§ Work to be completed
Every line below should be copied exactly; drop the pictures.

*** Provided data ***

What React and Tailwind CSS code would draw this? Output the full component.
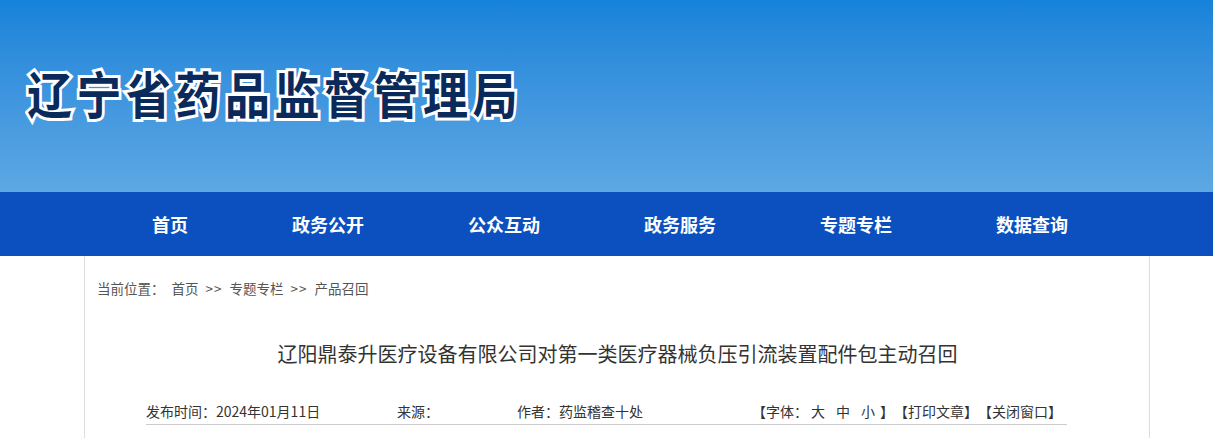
export default function App() {
  const nav = ["首页", "政务公开", "公众互动", "政务服务", "专题专栏", "数据查询"];
  return (
    <div className="w-[1213px] h-[438px] overflow-hidden bg-white font-['Noto_Sans_CJK_SC',sans-serif]">
      <header className="h-[192px] bg-gradient-to-b from-[#1582d9] to-[#5da8e3] pl-[27px] pt-[62px]">
        <h1 className="inline-block origin-left scale-x-90 text-[50px] leading-[60px] font-semibold tracking-[5px] text-[#0b2a5c] [-webkit-text-stroke:6px_white] [paint-order:stroke_fill]">
          辽宁省药品监督管理局
        </h1>
      </header>
      <nav className="h-[64px] bg-[#0c50bf]">
        <ul className="ml-[100px] h-full flex items-center">
          {nav.map((n) => (
            <li key={n} className="px-[52px] text-white text-[18px] font-bold leading-[24px] whitespace-nowrap">
              {n}
            </li>
          ))}
        </ul>
      </nav>
      <main className="ml-[84px] w-[1066px] h-[182px] border-x border-[#dddddd]">
        <div className="pt-[24px] pl-[12px] flex items-center gap-[7px] text-[13.5px] leading-[16px] text-[#555]">
          <span>当前位置：</span>
          <span>首页</span>
          <span className="tracking-[1px]">&gt;&gt;</span>
          <span>专题专栏</span>
          <span className="tracking-[1px]">&gt;&gt;</span>
          <span>产品召回</span>
        </div>
        <h2 className="mt-[43px] text-center text-[20px] leading-[30px] text-[#333] pl-[1px]">
          辽阳鼎泰升医疗设备有限公司对第一类医疗器械负压引流装置配件包主动召回
        </h2>
        <div className="mt-[32px] ml-[61px] w-[921px] border-b border-[#cccccc] pb-[3px] flex items-center text-[14px] leading-[20px] text-[#333]">
          <span className="w-[251px]">发布时间：2024年01月11日</span>
          <span className="w-[120px]">来源：</span>
          <span>作者：药监稽查十处</span>
          <span className="ml-auto mr-[5px] flex">
            <span>【字体：</span>
            <span className="ml-[3px] mr-[9px]">大</span>
            <span className="mx-[2px]">中</span>
            <span className="ml-[9px] mr-[5px]">小</span>
            <span>】</span>
            <span>【打印文章】</span>
            <span>【关闭窗口】</span>
          </span>
        </div>
      </main>
    </div>
  );
}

***

§ Solution to this problem
What React and Tailwind CSS code would draw this? Output the full component.
export default function App() {
  const nav = ["首页", "政务公开", "公众互动", "政务服务", "专题专栏", "数据查询"];
  return (
    <div className="w-[1213px] h-[438px] overflow-hidden bg-white font-['Noto_Sans_CJK_SC',sans-serif]">
      <header className="h-[192px] bg-gradient-to-b from-[#1582d9] to-[#5da8e3] pl-[27px] pt-[62px]">
        <h1 className="inline-block origin-left scale-x-90 text-[50px] leading-[60px] font-semibold tracking-[5px] text-[#0b2a5c] [-webkit-text-stroke:6px_white] [paint-order:stroke_fill]">
          辽宁省药品监督管理局
        </h1>
      </header>
      <nav className="h-[64px] bg-[#0c50bf]">
        <ul className="ml-[100px] h-full flex items-center">
          {nav.map((n) => (
            <li key={n} className="px-[52px] text-white text-[18px] font-bold leading-[24px] whitespace-nowrap">
              {n}
            </li>
          ))}
        </ul>
      </nav>
      <main className="ml-[84px] w-[1066px] h-[182px] border-x border-[#dddddd]">
        <div className="pt-[24px] pl-[12px] flex items-center gap-[7px] text-[13.5px] leading-[16px] text-[#555]">
          <span>当前位置：</span>
          <span>首页</span>
          <span className="tracking-[1px]">&gt;&gt;</span>
          <span>专题专栏</span>
          <span className="tracking-[1px]">&gt;&gt;</span>
          <span>产品召回</span>
        </div>
        <h2 className="mt-[43px] text-center text-[20px] leading-[30px] text-[#333] pl-[1px]">
          辽阳鼎泰升医疗设备有限公司对第一类医疗器械负压引流装置配件包主动召回
        </h2>
        <div className="mt-[32px] ml-[61px] w-[921px] border-b border-[#cccccc] pb-[3px] flex items-center text-[14px] leading-[20px] text-[#333]">
          <span className="w-[251px]">发布时间：2024年01月11日</span>
          <span className="w-[120px]">来源：</span>
          <span>作者：药监稽查十处</span>
          <span className="ml-auto mr-[5px] flex">
            <span>【字体：</span>
            <span className="ml-[3px] mr-[9px]">大</span>
            <span className="mx-[2px]">中</span>
            <span className="ml-[9px] mr-[5px]">小</span>
            <span>】</span>
            <span>【打印文章】</span>
            <span>【关闭窗口】</span>
          </span>
        </div>
      </main>
    </div>
  );
}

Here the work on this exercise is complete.